>>>
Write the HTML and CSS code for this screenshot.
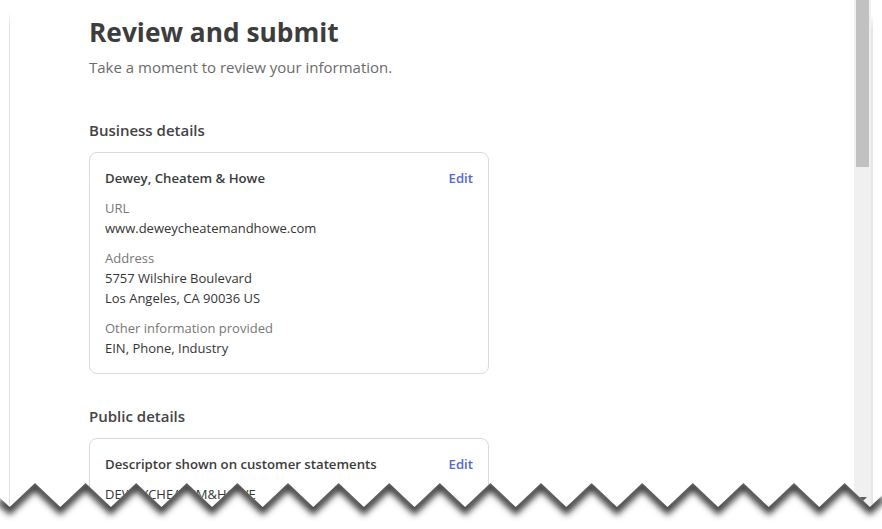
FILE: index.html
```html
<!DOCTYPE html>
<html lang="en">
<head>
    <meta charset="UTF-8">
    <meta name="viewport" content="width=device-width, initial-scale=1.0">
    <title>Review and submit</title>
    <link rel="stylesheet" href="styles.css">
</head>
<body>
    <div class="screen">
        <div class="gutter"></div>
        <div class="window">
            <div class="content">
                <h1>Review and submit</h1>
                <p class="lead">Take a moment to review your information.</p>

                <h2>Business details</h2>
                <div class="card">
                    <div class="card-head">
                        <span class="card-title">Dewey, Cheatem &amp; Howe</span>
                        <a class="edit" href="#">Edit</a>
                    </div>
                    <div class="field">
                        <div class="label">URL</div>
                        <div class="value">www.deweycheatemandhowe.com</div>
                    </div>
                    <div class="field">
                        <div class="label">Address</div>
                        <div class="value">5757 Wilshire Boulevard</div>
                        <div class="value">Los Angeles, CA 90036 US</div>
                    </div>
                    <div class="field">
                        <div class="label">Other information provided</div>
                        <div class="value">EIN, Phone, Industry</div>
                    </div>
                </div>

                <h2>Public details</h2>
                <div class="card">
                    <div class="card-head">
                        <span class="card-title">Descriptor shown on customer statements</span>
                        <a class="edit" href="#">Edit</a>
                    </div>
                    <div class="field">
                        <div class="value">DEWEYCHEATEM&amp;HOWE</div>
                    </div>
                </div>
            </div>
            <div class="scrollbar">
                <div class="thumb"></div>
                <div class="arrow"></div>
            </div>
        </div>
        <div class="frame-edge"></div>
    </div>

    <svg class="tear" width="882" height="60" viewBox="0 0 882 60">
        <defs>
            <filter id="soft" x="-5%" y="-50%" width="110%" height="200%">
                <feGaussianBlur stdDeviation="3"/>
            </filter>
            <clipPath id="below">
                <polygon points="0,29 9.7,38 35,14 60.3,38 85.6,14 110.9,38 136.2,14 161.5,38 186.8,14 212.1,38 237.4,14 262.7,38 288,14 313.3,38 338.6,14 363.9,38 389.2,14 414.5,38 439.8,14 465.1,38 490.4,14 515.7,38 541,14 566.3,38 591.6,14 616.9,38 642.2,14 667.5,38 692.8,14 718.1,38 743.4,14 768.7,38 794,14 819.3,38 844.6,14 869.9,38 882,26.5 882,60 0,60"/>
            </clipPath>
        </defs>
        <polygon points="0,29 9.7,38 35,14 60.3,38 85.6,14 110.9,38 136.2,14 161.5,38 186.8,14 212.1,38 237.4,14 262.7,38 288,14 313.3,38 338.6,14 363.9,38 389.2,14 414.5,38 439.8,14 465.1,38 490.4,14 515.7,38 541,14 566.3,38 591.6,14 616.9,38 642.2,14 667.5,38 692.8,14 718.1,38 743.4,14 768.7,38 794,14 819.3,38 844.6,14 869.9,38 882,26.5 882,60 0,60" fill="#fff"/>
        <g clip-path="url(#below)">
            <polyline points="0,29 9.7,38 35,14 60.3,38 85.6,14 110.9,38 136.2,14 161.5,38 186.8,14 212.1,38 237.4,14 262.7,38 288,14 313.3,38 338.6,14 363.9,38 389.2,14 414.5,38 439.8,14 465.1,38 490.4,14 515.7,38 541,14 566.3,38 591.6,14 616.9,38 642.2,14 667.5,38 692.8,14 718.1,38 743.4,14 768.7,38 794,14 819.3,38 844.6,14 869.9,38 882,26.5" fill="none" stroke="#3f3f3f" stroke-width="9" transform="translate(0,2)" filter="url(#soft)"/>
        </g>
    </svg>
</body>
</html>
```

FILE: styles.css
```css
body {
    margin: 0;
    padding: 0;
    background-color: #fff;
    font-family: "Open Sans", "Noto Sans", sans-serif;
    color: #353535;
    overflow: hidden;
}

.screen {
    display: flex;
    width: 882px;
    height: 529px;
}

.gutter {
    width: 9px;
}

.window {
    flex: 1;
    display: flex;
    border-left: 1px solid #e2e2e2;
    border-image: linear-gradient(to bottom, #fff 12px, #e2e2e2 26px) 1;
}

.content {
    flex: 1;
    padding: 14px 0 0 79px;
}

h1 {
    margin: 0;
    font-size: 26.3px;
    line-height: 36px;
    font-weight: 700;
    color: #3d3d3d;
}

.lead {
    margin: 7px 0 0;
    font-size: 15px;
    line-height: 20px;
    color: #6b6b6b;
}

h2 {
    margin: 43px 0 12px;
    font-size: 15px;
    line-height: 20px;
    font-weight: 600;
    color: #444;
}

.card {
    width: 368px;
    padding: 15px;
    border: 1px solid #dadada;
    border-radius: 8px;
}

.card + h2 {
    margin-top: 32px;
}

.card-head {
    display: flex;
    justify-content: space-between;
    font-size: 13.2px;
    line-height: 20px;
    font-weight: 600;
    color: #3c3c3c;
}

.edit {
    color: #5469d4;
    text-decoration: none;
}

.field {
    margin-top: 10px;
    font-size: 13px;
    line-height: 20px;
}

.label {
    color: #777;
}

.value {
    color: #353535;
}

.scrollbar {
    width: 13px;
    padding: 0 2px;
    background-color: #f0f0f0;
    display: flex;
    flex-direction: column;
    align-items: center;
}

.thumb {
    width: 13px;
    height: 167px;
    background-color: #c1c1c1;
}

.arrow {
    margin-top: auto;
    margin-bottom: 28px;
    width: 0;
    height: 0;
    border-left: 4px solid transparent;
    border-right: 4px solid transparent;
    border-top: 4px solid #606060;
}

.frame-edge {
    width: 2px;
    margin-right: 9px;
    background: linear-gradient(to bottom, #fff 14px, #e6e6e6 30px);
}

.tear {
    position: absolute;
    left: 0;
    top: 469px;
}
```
<<<
## Stated exercise
Exclude the pictures, and transcribe all of the material exactly.

## Result
Write the HTML and CSS code for this screenshot.
FILE: index.html
```html
<!DOCTYPE html>
<html lang="en">
<head>
    <meta charset="UTF-8">
    <meta name="viewport" content="width=device-width, initial-scale=1.0">
    <title>Review and submit</title>
    <link rel="stylesheet" href="styles.css">
</head>
<body>
    <div class="screen">
        <div class="gutter"></div>
        <div class="window">
            <div class="content">
                <h1>Review and submit</h1>
                <p class="lead">Take a moment to review your information.</p>

                <h2>Business details</h2>
                <div class="card">
                    <div class="card-head">
                        <span class="card-title">Dewey, Cheatem &amp; Howe</span>
                        <a class="edit" href="#">Edit</a>
                    </div>
                    <div class="field">
                        <div class="label">URL</div>
                        <div class="value">www.deweycheatemandhowe.com</div>
                    </div>
                    <div class="field">
                        <div class="label">Address</div>
                        <div class="value">5757 Wilshire Boulevard</div>
                        <div class="value">Los Angeles, CA 90036 US</div>
                    </div>
                    <div class="field">
                        <div class="label">Other information provided</div>
                        <div class="value">EIN, Phone, Industry</div>
                    </div>
                </div>

                <h2>Public details</h2>
                <div class="card">
                    <div class="card-head">
                        <span class="card-title">Descriptor shown on customer statements</span>
                        <a class="edit" href="#">Edit</a>
                    </div>
                    <div class="field">
                        <div class="value">DEWEYCHEATEM&amp;HOWE</div>
                    </div>
                </div>
            </div>
            <div class="scrollbar">
                <div class="thumb"></div>
                <div class="arrow"></div>
            </div>
        </div>
        <div class="frame-edge"></div>
    </div>

    <svg class="tear" width="882" height="60" viewBox="0 0 882 60">
        <defs>
            <filter id="soft" x="-5%" y="-50%" width="110%" height="200%">
                <feGaussianBlur stdDeviation="3"/>
            </filter>
            <clipPath id="below">
                <polygon points="0,29 9.7,38 35,14 60.3,38 85.6,14 110.9,38 136.2,14 161.5,38 186.8,14 212.1,38 237.4,14 262.7,38 288,14 313.3,38 338.6,14 363.9,38 389.2,14 414.5,38 439.8,14 465.1,38 490.4,14 515.7,38 541,14 566.3,38 591.6,14 616.9,38 642.2,14 667.5,38 692.8,14 718.1,38 743.4,14 768.7,38 794,14 819.3,38 844.6,14 869.9,38 882,26.5 882,60 0,60"/>
            </clipPath>
        </defs>
        <polygon points="0,29 9.7,38 35,14 60.3,38 85.6,14 110.9,38 136.2,14 161.5,38 186.8,14 212.1,38 237.4,14 262.7,38 288,14 313.3,38 338.6,14 363.9,38 389.2,14 414.5,38 439.8,14 465.1,38 490.4,14 515.7,38 541,14 566.3,38 591.6,14 616.9,38 642.2,14 667.5,38 692.8,14 718.1,38 743.4,14 768.7,38 794,14 819.3,38 844.6,14 869.9,38 882,26.5 882,60 0,60" fill="#fff"/>
        <g clip-path="url(#below)">
            <polyline points="0,29 9.7,38 35,14 60.3,38 85.6,14 110.9,38 136.2,14 161.5,38 186.8,14 212.1,38 237.4,14 262.7,38 288,14 313.3,38 338.6,14 363.9,38 389.2,14 414.5,38 439.8,14 465.1,38 490.4,14 515.7,38 541,14 566.3,38 591.6,14 616.9,38 642.2,14 667.5,38 692.8,14 718.1,38 743.4,14 768.7,38 794,14 819.3,38 844.6,14 869.9,38 882,26.5" fill="none" stroke="#3f3f3f" stroke-width="9" transform="translate(0,2)" filter="url(#soft)"/>
        </g>
    </svg>
</body>
</html>
```

FILE: styles.css
```css
body {
    margin: 0;
    padding: 0;
    background-color: #fff;
    font-family: "Open Sans", "Noto Sans", sans-serif;
    color: #353535;
    overflow: hidden;
}

.screen {
    display: flex;
    width: 882px;
    height: 529px;
}

.gutter {
    width: 9px;
}

.window {
    flex: 1;
    display: flex;
    border-left: 1px solid #e2e2e2;
    border-image: linear-gradient(to bottom, #fff 12px, #e2e2e2 26px) 1;
}

.content {
    flex: 1;
    padding: 14px 0 0 79px;
}

h1 {
    margin: 0;
    font-size: 26.3px;
    line-height: 36px;
    font-weight: 700;
    color: #3d3d3d;
}

.lead {
    margin: 7px 0 0;
    font-size: 15px;
    line-height: 20px;
    color: #6b6b6b;
}

h2 {
    margin: 43px 0 12px;
    font-size: 15px;
    line-height: 20px;
    font-weight: 600;
    color: #444;
}

.card {
    width: 368px;
    padding: 15px;
    border: 1px solid #dadada;
    border-radius: 8px;
}

.card + h2 {
    margin-top: 32px;
}

.card-head {
    display: flex;
    justify-content: space-between;
    font-size: 13.2px;
    line-height: 20px;
    font-weight: 600;
    color: #3c3c3c;
}

.edit {
    color: #5469d4;
    text-decoration: none;
}

.field {
    margin-top: 10px;
    font-size: 13px;
    line-height: 20px;
}

.label {
    color: #777;
}

.value {
    color: #353535;
}

.scrollbar {
    width: 13px;
    padding: 0 2px;
    background-color: #f0f0f0;
    display: flex;
    flex-direction: column;
    align-items: center;
}

.thumb {
    width: 13px;
    height: 167px;
    background-color: #c1c1c1;
}

.arrow {
    margin-top: auto;
    margin-bottom: 28px;
    width: 0;
    height: 0;
    border-left: 4px solid transparent;
    border-right: 4px solid transparent;
    border-top: 4px solid #606060;
}

.frame-edge {
    width: 2px;
    margin-right: 9px;
    background: linear-gradient(to bottom, #fff 14px, #e6e6e6 30px);
}

.tear {
    position: absolute;
    left: 0;
    top: 469px;
}
```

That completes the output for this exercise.